Exercises can improve the prognosis of diabetic kidney disease (DKD), however, the underlying mechanism remains unclear. We have demonstrated that muscle-specific overexpression of PGC-1α (mPGC-1α) in mouse mimics persistent exercises and ameliorates renal interstitial fibrosis. In preliminary studies, we also found that glomerulosclerosis and podocyte mitochondrial damage induced by diabetes were limited in mPGC-1α mice. Since interlukin-15(IL-15), one of myokines upregulated by mPGC-1α, exhibited the similar protective effects on the cultured podocytes, we hypothesize that IL-15 mediates the muscle-kidney communication protecting against podocyte mitochondrial injury. In this proposal, we will study the mPGC-1α mice with diabetes induced by crossing with db/db mice or STZ injection, and investigate the mechanism by which IL-15 maintains podocyte mitochondrial homeostasis.
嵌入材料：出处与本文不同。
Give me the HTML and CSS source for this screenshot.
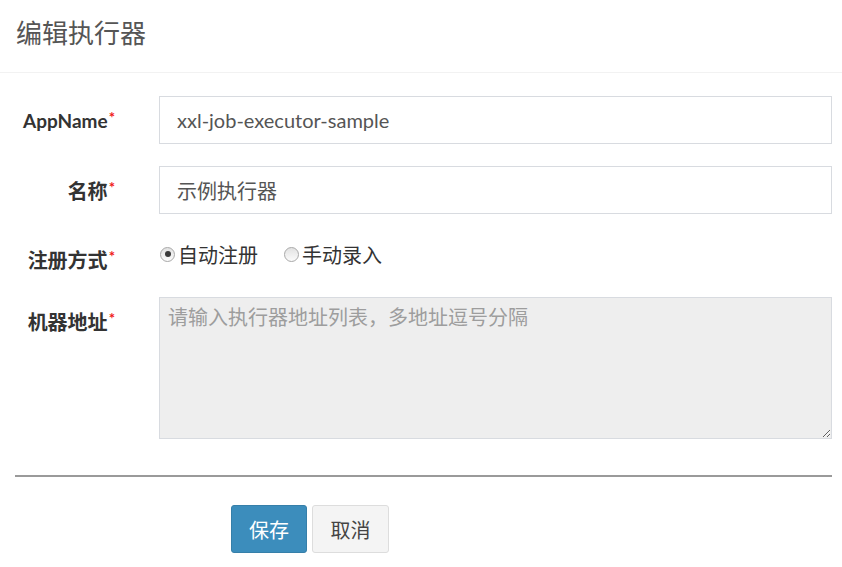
FILE: index.html
```html
<!DOCTYPE html>
<html lang="zh-CN">
<head>
<meta charset="utf-8">
<title>编辑执行器</title>
<link rel="stylesheet" href="styles.css">
</head>
<body>
<div class="modal">
  <div class="modal-header">
    <h4 class="modal-title">编辑执行器</h4>
  </div>
  <form class="modal-body">
    <div class="row">
      <label class="label"><span class="latin">AppName</span><span class="req">*</span></label>
      <input class="field" type="text" value="xxl-job-executor-sample">
    </div>
    <div class="row">
      <label class="label">名称<span class="req">*</span></label>
      <input class="field" type="text" value="示例执行器">
    </div>
    <div class="row row-radio">
      <label class="label">注册方式<span class="req">*</span></label>
      <div class="radios">
        <span class="radio"><span class="dot checked"></span>自动注册</span>
        <span class="radio"><span class="dot"></span>手动录入</span>
      </div>
    </div>
    <div class="row row-area">
      <label class="label">机器地址<span class="req">*</span></label>
      <textarea class="area" placeholder="请输入执行器地址列表，多地址逗号分隔" readonly></textarea>
    </div>
    <hr class="divider">
    <div class="actions">
      <button type="button" class="btn btn-primary">保存</button>
      <button type="button" class="btn btn-default">取消</button>
    </div>
  </form>
</div>
</body>
</html>
```
FILE: styles.css
```css
html, body {
  margin: 0;
  padding: 0;
  background: #fff;
}
body {
  font-family: Lato, "Noto Sans CJK SC", sans-serif;
  color: #333;
  width: 842px;
  height: 567px;
  overflow: hidden;
}
.modal-header {
  height: 73px;
  border-bottom: 1px solid #f2f2f2;
  box-sizing: border-box;
  padding: 17px 0 0 16px;
}
.modal-title {
  margin: 0;
  font-size: 26px;
  font-weight: normal;
  line-height: 32px;
  color: #555;
}
.modal-body {
  padding: 23px 10px 0 0;
  margin: 0;
}
.row {
  display: grid;
  grid-template-columns: 159px 673px;
  margin-bottom: 22px;
}
.label {
  display: flex;
  justify-content: flex-end;
  align-items: center;
  height: 48px;
  padding-right: 44px;
  font-size: 20px;
  font-weight: bold;
  color: #333;
  white-space: nowrap;
}
.latin {
  font-size: 19px;
}
.req {
  color: #f01818;
  font-size: 15px;
  line-height: 1;
  align-self: center;
  margin: -5px 0 0 1px;
}
.field {
  box-sizing: border-box;
  display: block;
  height: 48px;
  border: 1px solid #d8dbe0;
  padding: 0 0 0 17px;
  font-family: Lato, "Noto Sans CJK SC", sans-serif;
  font-size: 20px;
  color: #555;
  background: #fff;
  outline: none;
  margin: 0;
}
.row-radio {
  height: 39px;
}
.row-radio .label {
  height: 20px;
  padding-top: 13px;
}
.radios {
  display: flex;
  align-items: center;
  gap: 25px;
  height: 36px;
  font-size: 20px;
  color: #333;
}
.radio {
  display: flex;
  align-items: center;
}
.dot {
  box-sizing: border-box;
  width: 15px;
  height: 15px;
  border-radius: 50%;
  border: 1px solid #a8a8a8;
  background: linear-gradient(#e2e2e2, #fbfbfb);
  margin: 0 3px 0 1px;
  position: relative;
}
.dot.checked::after {
  content: "";
  position: absolute;
  left: 3.5px;
  top: 3.5px;
  width: 6px;
  height: 6px;
  border-radius: 50%;
  background: #3a3a3a;
}
.row-area .label {
  height: 20px;
  padding-top: 14px;
}
.area {
  box-sizing: border-box;
  display: block;
  height: 142px;
  width: 673px;
  background: #eee;
  border: 1px solid #d8dbe0;
  padding: 7px 8px;
  font-family: Lato, "Noto Sans CJK SC", sans-serif;
  font-size: 20px;
  line-height: 24px;
  color: #555;
  resize: both;
  outline: none;
  margin: 0;
}
.area::placeholder {
  color: #9d9d9d;
}
.divider {
  border: 0;
  border-top: 2px solid #9a9a9a;
  margin: 36px 0 0 15px;
  width: 817px;
}
.actions {
  display: flex;
  gap: 5px;
  padding: 28px 0 0 231px;
}
.btn {
  box-sizing: border-box;
  height: 48px;
  width: 76px;
  border-radius: 3px;
  font-family: Lato, "Noto Sans CJK SC", sans-serif;
  font-size: 20px;
  padding: 0;
  margin: 0;
  cursor: pointer;
}
.btn-primary {
  background: #3c8dbc;
  border: 1px solid #367fa9;
  color: #fff;
}
.btn-default {
  width: 77px;
  background: #f4f4f4;
  border: 1px solid #ddd;
  color: #444;
}
```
We also plan to examine if Optic Atrophy 1(OPA1) up-regulation induced by HDAC inhibition mediates the protective effects of IL-15. The results of our proposal will help us to understand how exercise ameliorates diabetic kidney disease via muscle-kidney communication and will provide theoretic basis to prevent the development of DKD with exercise or IL-15 therapies.